Город расположен над рекой Шелонью, которая не что иное, как жена Ильмера (озеро Ильмень), утопленная им вследствие того, что он прельстился женой своего соседа — Ловатью; говорят, что плач и воздыхания утопленницы бывают слышны и до сегодня. Это легенда, а вот история.
Как раз в то время, когда кончались крестовые походы в Палестину, папская власть, создавшая их, смущенная неуспехами, пришла к мысли продолжать крестовые походы, направив их не на ислам, на юг, а на северо-восток, к нынешней России. Там, совершенно самостоятельно, в стороне от торных исторических путей, начиналась в то время своеобразная жизнь славянских народностей, сосредоточивались Литва и Польша, высились уже Новгород и Псков, и они молились Богу по православному. Эта окраина Руси в полном смысле слова истоптана людьми и конями и полита кровью за долгое время целых пяти столетий, с двенадцатого начиная. Тут боролись не на живот, а насмерть влияния русское, шведское, литовское, польское, балтийское, и все, что зарождалось на свет в качестве города, являлось непременно, одновременно с этим, и крепостью и тогда же орошалось кровью. Было замечено кем-то, что кровь прекрасное удобрение, и нельзя не удивляться тому, что возникновение большинства наших городов относится именно к XII и XIII веку. Как бывают грибные годы, так были эти столетия временем нарождения «рубленых» городов, возникавших на местах, удобренных кровью. Десятками насчитывают их наши летописи, имена многих заглохли, другие изменились, третьи сохранились; но все в свое время сослужили земле Русской некоторую службу. Знаменитая глинковская песня Руслана «О, поле, поле...» оттого-то именно и западает в русское сердце так глубоко, что кто бы ни отправился у нас на поиски доброго меча, тот вспоминает песню эту повсюду, где угодно: везде тлеют родные кости, и мало где не поросли они травой забвенья.

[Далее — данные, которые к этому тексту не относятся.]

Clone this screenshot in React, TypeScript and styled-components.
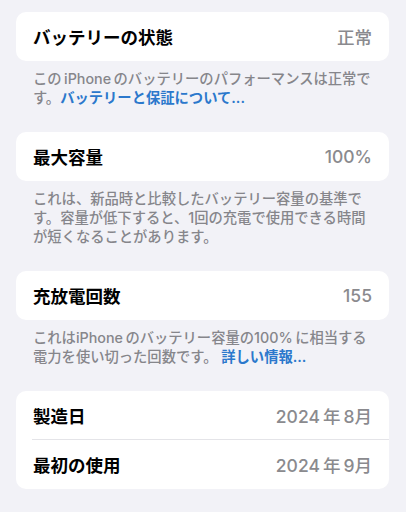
import React from 'react';
import styled, { createGlobalStyle } from 'styled-components';

const GlobalStyle = createGlobalStyle`
  html, body {
    margin: 0;
    padding: 0;
    background: #f2f2f7;
  }
  body {
    font-family: Inter, "Noto Sans CJK JP", sans-serif;
    -webkit-font-smoothing: antialiased;
  }
`;

const Page = styled.div`
  width: 406px;
  min-height: 512px;
  box-sizing: border-box;
  padding: 12px 17px 0 16px;
  background: #f2f2f7;
`;

const Card = styled.div`
  background: #ffffff;
  border-radius: 10px;
  overflow: hidden;
`;

const Row = styled.div<{ $divider?: boolean }>`
  display: flex;
  align-items: center;
  justify-content: space-between;
  height: 49px;
  padding: 0 17px;
  position: relative;

  ${(p) =>
    p.$divider &&
    `
    &::after {
      content: '';
      position: absolute;
      left: 16px;
      right: 0;
      bottom: 0;
      height: 1px;
      background: #e4e4e8;
    }
  `}
`;

const Label = styled.span`
  font-size: 17.5px;
  font-weight: 600;
  color: #000;
`;

const Value = styled.span`
  font-size: 17.5px;
  font-weight: 500;
  color: #8a8a8e;
`;

const Footer = styled.p`
  margin: 0;
  padding: 8px 17px 25px;
  font-size: 14.3px;
  line-height: 19px;
  color: #86868b;
  font-weight: 500;
`;

const Link = styled.span`
  color: #2b78cc;
  font-weight: 600;
`;

export default function App() {
  return (
    <>
      <GlobalStyle />
      <Page>
        <Card>
          <Row>
            <Label>バッテリーの状態</Label>
            <Value>正常</Value>
          </Row>
        </Card>
        <Footer>
          この{'\u2009'}iPhone{'\u2009'}のバッテリーのパフォーマンスは正常です。<Link>バッテリーと保証について...</Link>
        </Footer>

        <Card>
          <Row>
            <Label>最大容量</Label>
            <Value>100%</Value>
          </Row>
        </Card>
        <Footer>
          これは、新品時と比較したバッテリー容量の基準です。容量が低下すると、1回の充電で使用できる時間が短くなることがあります。
        </Footer>

        <Card>
          <Row>
            <Label>充放電回数</Label>
            <Value>155</Value>
          </Row>
        </Card>
        <Footer>
          これはiPhone{'\u2009'}のバッテリー容量の100%{'\u2009'}に相当する電力を使い切った回数です。 <Link>詳しい情報...</Link>
        </Footer>

        <Card>
          <Row $divider>
            <Label>製造日</Label>
            <Value>2024{'\u2009'}年{'\u2009'}8月</Value>
          </Row>
          <Row>
            <Label>最初の使用</Label>
            <Value>2024{'\u2009'}年{'\u2009'}9月</Value>
          </Row>
        </Card>
      </Page>
    </>
  );
}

Вот хоть бы и Порхов, один из самых невидных провинциальных центров наших, только что отпраздновал пятисотлетие своих стен. В нем теперь 6,749 человек жителей, девять церквей, домов каменных 53 и деревянных 645. Он возник, должно быть, в 1239 году, когда Александр Невский, празднуя свой свадьбу, «венчася в Торопчи, ту кашу чини, а в Нове городе другую» и вслед затем срубил «городцы» по Шелони. В числе этих городцов, возникших после двух свадебных каш, значился, вероятно, и Порхов. Первое летописное упоминание о нем имеется под 1346 годом, но дань, взятая с него Ольгердом литовскимв «300 рублев и 60 новгородских», — сумма весьма значительная по тому времени, — свидетельствует о том, что возник он, несомненно, раньше и входил в число укрепленных пунктов, окружавших Новгород со стороны Литвы и Пскова. Позже, в 1428 году, заплатил он Витовту литовскому 5,000 рублей. Литва или, лучше сказать, немецкий мастер Микола стрелял тогда по городу из пушки «Галки», настолько большой, что ее возили с утра до обеда на сорока конях, с обеда до полудня на других сорока, с полудня до вечера — на третьих; мастер Микола похвалялся сбить каменную колокольню церкви св. Николая; сбить не сбил, но сам погиб от ядра, обратившегося на него вспять от алтаря церковного.